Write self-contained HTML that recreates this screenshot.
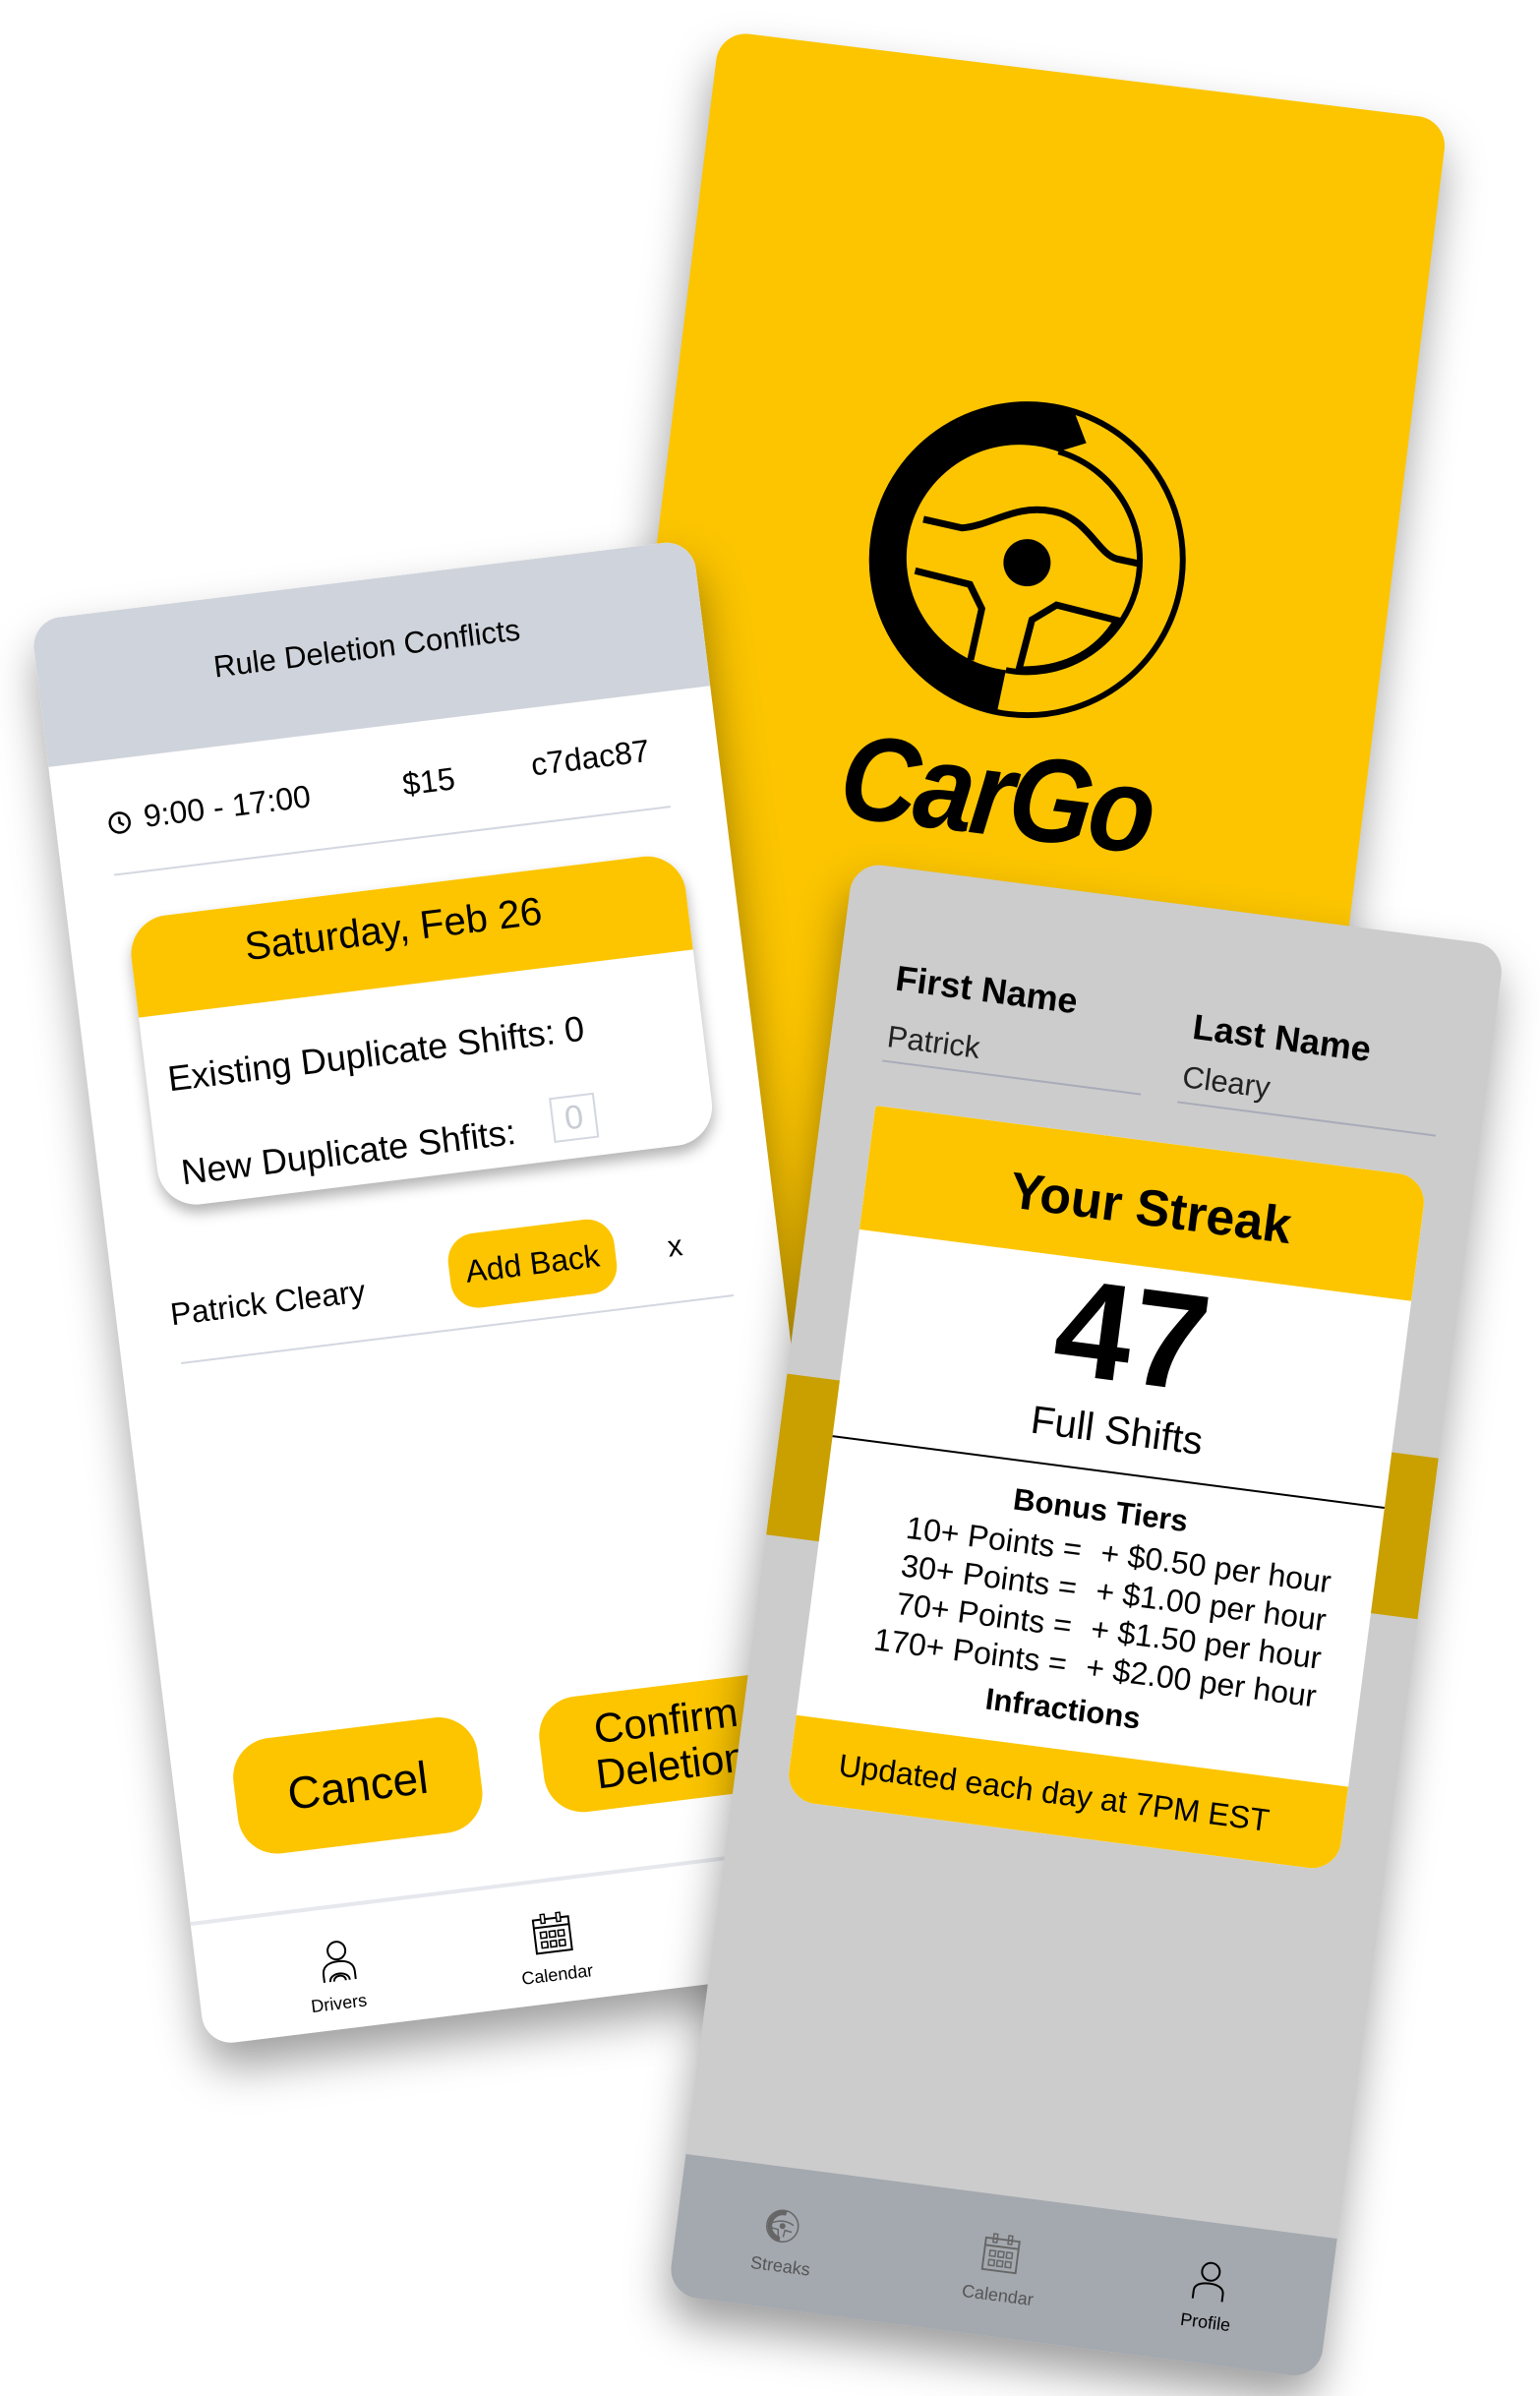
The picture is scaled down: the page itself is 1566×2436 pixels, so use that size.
<!DOCTYPE html>
<html><head><meta charset="utf-8">
<style>
*{margin:0;padding:0;box-sizing:border-box}
body{width:1566px;height:2436px;background:#fff;position:relative;overflow:hidden;font-family:"Liberation Sans",Arial,sans-serif;color:#000}
.card{position:absolute;transform-origin:0 0;overflow:hidden;border-radius:30px;box-shadow:0 25px 45px rgba(0,0,0,.38)}
.a{position:absolute;white-space:nowrap}
.c{transform:translate(-50%,-50%)}
.l{transform:translateY(-50%)}
.btn{position:absolute;background:#fcc500;border-radius:40px;display:flex;align-items:center;justify-content:center;text-align:center;transform:translate(-50%,-50%)}
</style></head><body>

<!-- Yellow splash card -->
<div class="card" style="left:732px;top:31px;width:746px;height:1460px;background:#fcc500;transform:rotate(7deg)">
  <svg class="a" style="left:206px;top:326px" width="340" height="340" viewBox="-170 -170 340 340">
    <circle cx="0" cy="0" r="158" fill="none" stroke="#000" stroke-width="6"/>
    <path d="M 28 -157 A 160 160 0 1 0 -12 160 L -8 114 A 115 115 0 1 1 18 -113 L 45 -125 Z" fill="#000"/>
    <path d="M 18 -113 A 115 115 0 0 1 113 18 A 115 115 0 0 1 -8 114" fill="none" stroke="#000" stroke-width="6"/>
    <path d="M -110 -28 L -70 -24 C -40 -30 -20 -55 20 -52 C 55 -50 70 -15 90 -12 L 112 -10" fill="none" stroke="#000" stroke-width="7"/>
    <path d="M -112 25 L -55 32 L -40 55 L -45 108" fill="none" stroke="#000" stroke-width="7"/>
    <path d="M 5 112 L 12 60 L 35 42 L 98 50 C 80 90 45 108 5 112" fill="none" stroke="#000" stroke-width="7"/>
    <circle cx="0" cy="3" r="24" fill="#000"/>
  </svg>
  <div class="a c" style="left:374px;top:736px;font-size:122px;font-weight:bold;font-style:italic;letter-spacing:-4px"><span style="display:inline-block;transform:scaleX(.9)">CarGo</span></div>
</div>

<!-- Left card -->
<div class="card" style="left:31px;top:631px;width:678px;height:1460px;background:#fff;transform:rotate(-7deg)">
  <div class="a" style="left:0;top:0;width:678px;height:150px;background:#cfd3db"></div>
  <div class="a c" style="left:336px;top:70px;font-size:31px">Rule Deletion Conflicts</div>
  <svg class="a" style="left:52px;top:202px" width="26" height="26" viewBox="0 0 26 26"><circle cx="13" cy="13" r="10" fill="none" stroke="#000" stroke-width="2.5"/><path d="M13 7 V13 L17 16" fill="none" stroke="#000" stroke-width="2.5"/></svg>
  <div class="a l" style="left:90px;top:212px;font-size:32px">9:00 - 17:00</div>
  <div class="a c" style="left:382px;top:212px;font-size:32px">$15</div>
  <div class="a c" style="left:548px;top:208px;font-size:32px">c7dac87</div>
  <div class="a" style="left:53px;top:266px;width:570px;height:2px;background:#d3d7e0"></div>

  <div class="a" style="left:60px;top:314px;width:568px;height:296px;border-radius:40px;background:#fff;box-shadow:0 8px 14px rgba(0,0,0,.3);overflow:hidden">
    <div style="height:100px;background:#fcc500"></div>
  </div>
  <div class="a c" style="left:328px;top:357px;font-size:40px">Saturday, Feb 26</div>
  <div class="a l" style="left:82px;top:480px;font-size:36px">Existing Duplicate Shifts: 0</div>
  <div class="a l" style="left:84px;top:576px;font-size:36px">New Duplicate Shfits:</div>
  <div class="a c" style="left:487px;top:569px;width:46px;height:46px;border:2px solid #d3d7e0;color:#c8ccd4;font-size:34px;text-align:center;line-height:42px">0</div>

  <div class="a c" style="left:155px;top:718px;font-size:32px">Patrick Cleary</div>
  <div class="btn" style="left:427px;top:711px;width:170px;height:76px;font-size:32px;border-radius:28px">Add Back</div>
  <div class="a c" style="left:573px;top:712px;font-size:30px">x</div>
  <div class="a" style="left:60px;top:767px;width:566px;height:2px;background:#d3d7e0"></div>

  <div class="btn" style="left:186px;top:1216px;width:250px;height:118px;font-size:46px">Cancel</div>
  <div class="btn" style="left:505px;top:1212px;width:260px;height:118px;font-size:42px;line-height:1.1">Confirm<br>Deletion</div>

  <div class="a" style="left:0;top:1333px;width:678px;height:4px;background:#e6e8ee"></div>
  <svg class="a" style="left:124px;top:1369px" width="40" height="44" viewBox="0 0 40 44"><circle cx="20" cy="11" r="9" fill="none" stroke="#000" stroke-width="2"/><path d="M4 42 V34 C4 26 10 22 20 22 C30 22 36 26 36 34 V42" fill="none" stroke="#000" stroke-width="2"/><path d="M10 42 C10 32 30 32 30 42 M14 42 C14 35 26 35 26 42" fill="none" stroke="#000" stroke-width="2"/></svg>
  <div class="a c" style="left:140px;top:1434px;font-size:18px">Drivers</div>
  <svg class="a" style="left:344px;top:1368px" width="40" height="42" viewBox="0 0 40 42"><rect x="2" y="6" width="36" height="34" fill="none" stroke="#000" stroke-width="2"/><path d="M2 14 H38" stroke="#000" stroke-width="2"/><rect x="10" y="1" width="4" height="9" fill="#fff" stroke="#000" stroke-width="1.5"/><rect x="26" y="1" width="4" height="9" fill="#fff" stroke="#000" stroke-width="1.5"/><g fill="none" stroke="#000" stroke-width="1.6"><rect x="8" y="19" width="6" height="6"/><rect x="17" y="19" width="6" height="6"/><rect x="26" y="19" width="6" height="6"/><rect x="8" y="29" width="6" height="6"/><rect x="17" y="29" width="6" height="6"/><rect x="26" y="29" width="6" height="6"/></g></svg>
  <div class="a c" style="left:364px;top:1432px;font-size:18px">Calendar</div>
</div>

<!-- Right card -->
<div class="card" style="left:868px;top:876px;width:668px;height:1469px;background:#cccccc;transform:rotate(7.4deg)">
  <div class="a" style="left:0;top:525px;width:668px;height:165px;background:#c9a000"></div>
  <div class="a c" style="left:151px;top:112px;font-size:36px;font-weight:bold">First Name</div>
  <div class="a l" style="left:57px;top:172px;font-size:31px;color:#222">Patrick</div>
  <div class="a" style="left:55px;top:196px;width:265px;height:2px;background:#a8abb8"></div>
  <div class="a c" style="left:455px;top:122px;font-size:36px;font-weight:bold">Last Name</div>
  <div class="a l" style="left:360px;top:174px;font-size:31px;color:#222">Cleary</div>
  <div class="a" style="left:358px;top:199px;width:265px;height:2px;background:#a8abb8"></div>

  <div class="a" style="left:54px;top:243px;width:566px;height:712px;background:#fff;border-radius:4px 30px 30px 30px;overflow:hidden">
    <div style="height:127px;background:#fcc500"></div>
    <div style="position:absolute;left:0;top:338px;width:566px;height:2px;background:#000"></div>
    <div style="position:absolute;left:0;bottom:0;width:566px;height:87px;background:#fcc500"></div>
  </div>
  <div class="a c" style="left:345px;top:311px;font-size:52px;font-weight:bold">Your Streak</div>
  <div class="a c" style="left:343px;top:441px;font-size:140px;font-weight:bold;line-height:1">47</div>
  <div class="a c" style="left:340px;top:540px;font-size:40px">Full Shifts</div>
  <div class="a c" style="left:334px;top:622px;font-size:31px;font-weight:bold">Bonus Tiers</div>
  <div class="a" style="left:40px;top:645px;width:560px;font-size:32px;line-height:39px">
    <div style="display:flex"><span style="width:280px;text-align:right">10+ Points =</span><span style="padding-left:20px">+ $0.50 per hour</span></div>
    <div style="display:flex"><span style="width:280px;text-align:right">30+ Points =</span><span style="padding-left:20px">+ $1.00 per hour</span></div>
    <div style="display:flex"><span style="width:280px;text-align:right">70+ Points =</span><span style="padding-left:20px">+ $1.50 per hour</span></div>
    <div style="display:flex"><span style="width:280px;text-align:right">170+ Points =</span><span style="padding-left:20px">+ $2.00 per hour</span></div>
  </div>
  <div class="a c" style="left:322px;top:827px;font-size:31px;font-weight:bold">Infractions</div>
  <div class="a c" style="left:324px;top:913px;font-size:32px">Updated each day at 7PM EST</div>

  <div class="a" style="left:0;top:1325px;width:668px;height:144px;background:#a4a9af"></div>
  <svg class="a" style="left:89px;top:1367px" width="36" height="36" viewBox="-18 -18 36 36"><circle r="16" fill="none" stroke="#666" stroke-width="1.5"/><path d="M3 -16 A16 16 0 1 0 -1 16 L -1 11 A11 11 0 1 1 2 -11 Z" fill="#666"/><path d="M-11 -2 C-4 -6 4 -6 11 -2 M-11 3 L-4 4 L-3 11 M2 11 L3 4 L10 5" fill="none" stroke="#666" stroke-width="1.5"/><circle r="3" fill="#666"/></svg>
  <div class="a c" style="left:110px;top:1426px;font-size:18px;color:#555">Streaks</div>
  <svg class="a" style="left:312px;top:1364px" width="38" height="40" viewBox="0 0 40 42"><rect x="2" y="6" width="36" height="34" fill="none" stroke="#666" stroke-width="2"/><path d="M2 14 H38" stroke="#666" stroke-width="2"/><g fill="none" stroke="#666" stroke-width="1.6"><rect x="10" y="1" width="4" height="9"/><rect x="26" y="1" width="4" height="9"/><rect x="8" y="19" width="6" height="6"/><rect x="17" y="19" width="6" height="6"/><rect x="26" y="19" width="6" height="6"/><rect x="8" y="29" width="6" height="6"/><rect x="17" y="29" width="6" height="6"/><rect x="26" y="29" width="6" height="6"/></g></svg>
  <div class="a c" style="left:333px;top:1427px;font-size:18px;color:#555">Calendar</div>
  <svg class="a" style="left:528px;top:1364px" width="34" height="42" viewBox="0 0 34 42"><circle cx="17" cy="11" r="9" fill="none" stroke="#000" stroke-width="2"/><path d="M2 40 V32 C2 26 8 23 17 23 C26 23 32 26 32 32 V40" fill="none" stroke="#000" stroke-width="2"/></svg>
  <div class="a c" style="left:546px;top:1427px;font-size:18px">Profile</div>
</div>
</body></html>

==========

→ **OBJECTIVE**:
Make an exact copy of the lines from the top of the material through the line with "</style></head><body>", pictures excluded.

→ **EXERCISE RESPONSE**:
Write self-contained HTML that recreates this screenshot.
The picture is scaled down: the page itself is 1566×2436 pixels, so use that size.
<!DOCTYPE html>
<html><head><meta charset="utf-8">
<style>
*{margin:0;padding:0;box-sizing:border-box}
body{width:1566px;height:2436px;background:#fff;position:relative;overflow:hidden;font-family:"Liberation Sans",Arial,sans-serif;color:#000}
.card{position:absolute;transform-origin:0 0;overflow:hidden;border-radius:30px;box-shadow:0 25px 45px rgba(0,0,0,.38)}
.a{position:absolute;white-space:nowrap}
.c{transform:translate(-50%,-50%)}
.l{transform:translateY(-50%)}
.btn{position:absolute;background:#fcc500;border-radius:40px;display:flex;align-items:center;justify-content:center;text-align:center;transform:translate(-50%,-50%)}
</style></head><body>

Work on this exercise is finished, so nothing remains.